-- begin --

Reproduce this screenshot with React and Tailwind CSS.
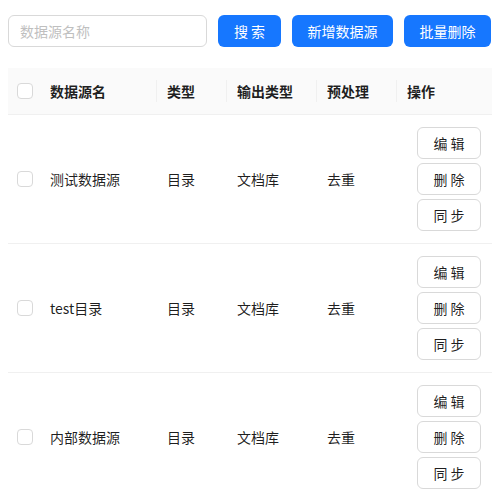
import React from 'react';

const rows = [
  { name: '测试数据源', type: '目录', output: '文档库', pre: '去重' },
  { name: 'test目录', type: '目录', output: '文档库', pre: '去重' },
  { name: '内部数据源', type: '目录', output: '文档库', pre: '去重' },
];

const Checkbox = () => (
  <span className="block w-4 h-4 rounded-[4px] border border-[#d9d9d9] bg-white" />
);

const Sep = () => <span className="absolute right-0 top-1/2 -translate-y-1/2 w-px h-[22px] bg-[#f0f0f0]" />;

const App = () => {
  return (
    <div className="w-[500px] h-[500px] overflow-hidden bg-white text-[14px] text-[rgba(0,0,0,0.88)] font-['Noto_Sans_CJK_SC','Noto_Sans',sans-serif]">
      {/* Toolbar */}
      <div className="flex items-center gap-[11px] pl-2 pt-[15px]">
        <input
          placeholder="数据源名称"
          className="w-[199px] h-[32px] px-[11px] rounded-[6px] border border-[#d9d9d9] outline-none placeholder:text-[#bfbfbf] text-[14px]"
        />
        <button className="w-[63px] h-[32px] rounded-[6px] bg-[#1677ff] text-white">搜 索</button>
        <button className="w-[101px] h-[32px] rounded-[6px] bg-[#1677ff] text-white">新增数据源</button>
        <button className="w-[87px] h-[32px] rounded-[6px] bg-[#1677ff] text-white">批量删除</button>
      </div>

      {/* Table */}
      <div className="ml-2 mt-[21px] w-[484px]">
        <div className="flex items-center h-[47px] bg-[#fafafa] border-b border-[#f0f0f0] font-bold">
          <div className="w-[31px] flex justify-center pl-[2px]"><Checkbox /></div>
          <div className="relative w-[118px] pl-[11px] h-full flex items-center">数据源名<Sep /></div>
          <div className="relative w-[70px] pl-[10px] h-full flex items-center">类型<Sep /></div>
          <div className="relative w-[90px] pl-[10px] h-full flex items-center">输出类型<Sep /></div>
          <div className="relative w-[80px] pl-[10px] h-full flex items-center">预处理<Sep /></div>
          <div className="w-[95px] pl-[10px] h-full flex items-center">操作</div>
        </div>
        {rows.map((r) => (
          <div key={r.name} className="flex items-center h-[129px] border-b border-[#f0f0f0]">
            <div className="w-[31px] flex justify-center pl-[2px]"><Checkbox /></div>
            <div className="w-[118px] pl-[11px]">{r.name}</div>
            <div className="w-[70px] pl-[10px]">{r.type}</div>
            <div className="w-[90px] pl-[10px]">{r.output}</div>
            <div className="w-[80px] pl-[10px]">{r.pre}</div>
            <div className="w-[95px] pl-[20px] flex flex-col gap-1">
              {['编 辑', '删 除', '同 步'].map((t) => (
                <button key={t} className="w-[64px] h-[32px] rounded-[6px] border border-[#d9d9d9] bg-white">{t}</button>
              ))}
            </div>
          </div>
        ))}
      </div>
    </div>
  );
};

export default App;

-- end --

» **TASK BRIEF**
All lines of the data above that include the word "React" must be shown.

» **COMPLETE RESPONSE**
Reproduce this screenshot with React and Tailwind CSS.
import React from 'react';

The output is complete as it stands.